How are investing and poker alike?
- They’re both quantitative disciplines requiring an understanding of probability and of working with partial information.
Both investing and poker are highly dependent on math, probability, statistics, and knowing what you don’t know. With poker, there are 52 cards in a deck, four suits and 13 cards in each suit. The chance of picking any particular suit in the next card is 1 in 4. The chances drawing an ace is one in 13. And the chance being dealt a royal flush in a five-card hand is one in 650 thousand. Everyone at the table knows these facts. Everyone at the table knows their own cards. And no one knows anyone else’s cards. But we can make educated guesses.
With investing, we know each company’s business strategy, their targeted return on investment, their profit margin, their revenue growth over the past five years. We know management’s history, their incentives, their track record. We know the assets the company holds. We don’t know their trade secrets, their proprietary formulas, or what consumer tastes will be next year. We don’t know what the economy is going to do – although we can make educated guesses.
We don’t know what the next hand will be like, and we don’t know what the future will bring. But the only way to win in either case is to be present at the table.
- Long-term success in both cases depends more on managing ourselves and less on our circumstances
There’s a phase that comes up when people play poker: “if only.” If only my opponent didn’t have three-of-a-kind. If only I hadn’t folded early. If only I had a better night’s sleep. When a poker player starts thinking about things happening to them, rather than what they’re doing, it’s time to stop. No one is ever forced to increase their bet; no one is ever forced even to play. Poker is all about what what we do, how we play the hand we’re dealt. If we’re too conservative, we never advance, but if we’re reckless, they we everything. Managing the stake – what’s on the table, and what we take off – is critical.
Royal Flush
In the same way, the most important element of an investment portfolio is the investor – our goals, needs, concerns, and limitations. A sophisticated investment strategy is worthless if we can’t stick with it. Two very different stocks make this clear. If you had purchased Berkshire Hatheway or Amazon stock early in their public issuance, you would have enjoyed massive, massive gains over the long run, multiplying 53-times in the case of Berkshire, and an eye-popping 2400-times in the case of Amazon.

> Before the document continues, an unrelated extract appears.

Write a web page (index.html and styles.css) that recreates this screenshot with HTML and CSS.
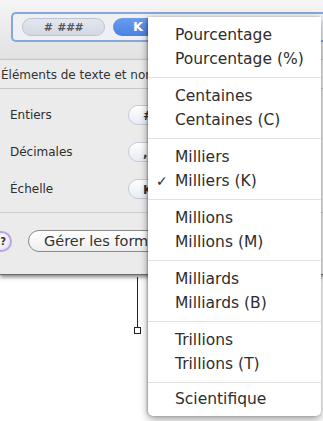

But the road to riches is never smooth. Berkshire shares declined by 50% in the late ‘90s and during the financial crisis. Amazon shares also fell 50% during the financial crisis, but they also fell 95% during the dot-com bust. One popular blog labled Amazon shares their “Stupid Investment of the Week”! And with each decline, it wasn’t clear what the company’s path forward would be. Without a clear financial plan that fits into the rest of our lives, it would be hard to hold onto our positions in the midst of such uncertainty.
Source: Bloomberg
Managing ourselves is the most important part of managing our money. If we have a plan, we’re far more likely to keep our heads when all the world seems to be losing theirs.
- Neither investing nor poker are gambling.
This is no surprise when it comes to investing. After all, investing is putting your funds into the economy – as a partial owner of a firm (stocks), by lending it to the government (bonds), or by holding the funds in the bank (cash). That’s not gambling or speculating, it’s prudent money management.
But how is poker not gambling? For one thing, you get to see your cards before you place a bet. There’s uncertainty, but it’s “bounded” uncertainty. You may not know what will happen next, but whatever happens will be within the rules of the game. Most importantly, there’s a significant amount of skill necessary to win at playing poker – knowledge of yourself, knowledge of the cards, and knowledge of your opponent. In fact, the skill component of poker is so critical that in 2012 Federal Judge Jack Weinstein issued a 120-page ruling declaring poker to be a game of skill, not chance.
That’s why there’s a “World Series of Poker.” That’s why the best players rise to the “high stakes tables.” That’s why people can improve over time.
Judge Weinstein
So how are they different?
Poker is entertainment. It can be exhilarating. It can teach you about yourself. But at the end of the day, no additional money is ever added to a poker table. The money is just redistributed, from the losers to winners. Poker is a “zero-sum game.”
Not so with investing. Investors put their wealth to work in stocks, bonds, and cash, and that money gets recycled through the economy, increasing as the economy expands – or as businesses adapt to new circumstances and new technologies. That’s why the market can grow, even when the economy doesn’t seem to do very well. Investing is a “positive-sum game.” When we put our funds into a company with good ideas, and that company delights customers and provides a healthy place to work and thrive, everyone wins: investors, customers, employees, and the larger community. It’s also why investment thrives on innovation.
Investors and poker players can both learn from each other – how to manage their stakes, how to control their emotions, how to improve their skills. In both cases, both need to know — in the words of the famous song: “When to hold, ‘em; and when to fold ‘em; know when to walk away, and know when to run.” But investing, with all its challenges, really can make the world a better place. That’s why a well-structured investment plan can be so rewarding – in many ways.